700MB really means a formatted size of about 660MB

Really? That does make sense of course (though by my calculation it should be nearer 684MB), but people do burn 'full' disks on other OSs (I only know Windows, but am told it worked on Mac OS 9 as well).

Krimson, are you really using 800MB CDs? (Those would be one thing I have never seen in the shops.)

I seem to remember something about the drives used in Macs under Panther having a limit to prevent the laser having to track too far to the centre of the disc (or something), including when reading the disc - this being a limitation in the firmware of ?the Mac ?the drive. It gets discussed occasionally, but there always seems to be someone it doesn't apply to.

So, opinions on whether it's worth trying Toast?

(And yes, I wish I had a superdrive.)
 
syniac said:
Really? That does make sense of course (though by my calculation it should be nearer 684MB), but people do burn 'full' disks on other OSs (I only know Windows, but am told it worked on Mac OS 9 as well).

Krimson, are you really using 800MB CDs? (Those would be one thing I have never seen in the shops.)

I seem to remember something about the drives used in Macs under Panther having a limit to prevent the laser having to track too far to the centre of the disc (or something), including when reading the disc - this being a limitation in the firmware of ?the Mac ?the drive. It gets discussed occasionally, but there always seems to be someone it doesn't apply to.

So, opinions on whether it's worth trying Toast?

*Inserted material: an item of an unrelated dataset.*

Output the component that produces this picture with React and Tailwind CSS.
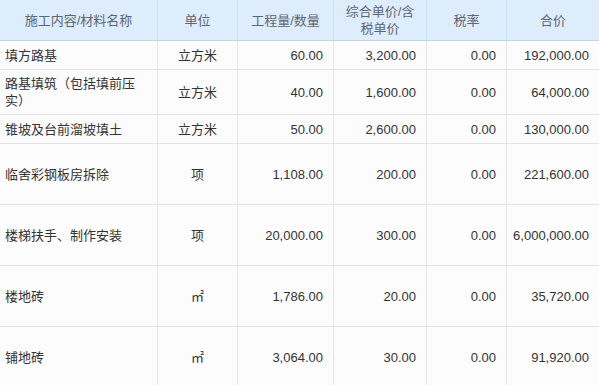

(And yes, I wish I had a superdrive.)

Lets put it this way, if its around 684 and there are some bad sections of the cd (yes this is possible...just like hd's) then there will probly be less usable space.
 
it depends from the looks of it Panther is not allowing you to do any over burning. In nero and rioxo (yes I know it for a PC) I taken 700 meg cds across 3 diffence brands and I have burned 700-705megs. Problem is when you starting getting up there around 700 megs the chances of making a coaster increase greatly and I have made sevearl of them when I got to that ranges in the CD.
 
It is a limit in the Finder, and while there are 800 MB CD's (as well as 1.3 GB CD's, but those need a drive firmware update usually), they're not common. Burning via any program other than the Finder will allow you to use the full 700 MB available (though depending on the brand it may go up to 705 MB (Memorex does 702.1 MB), IIRC you need Toast to use those last few MB). The easiest way to do it is put everything you need to burn in one folder, open disk utility and create a new image from that folder (set type to CD/DVD master), and burn that.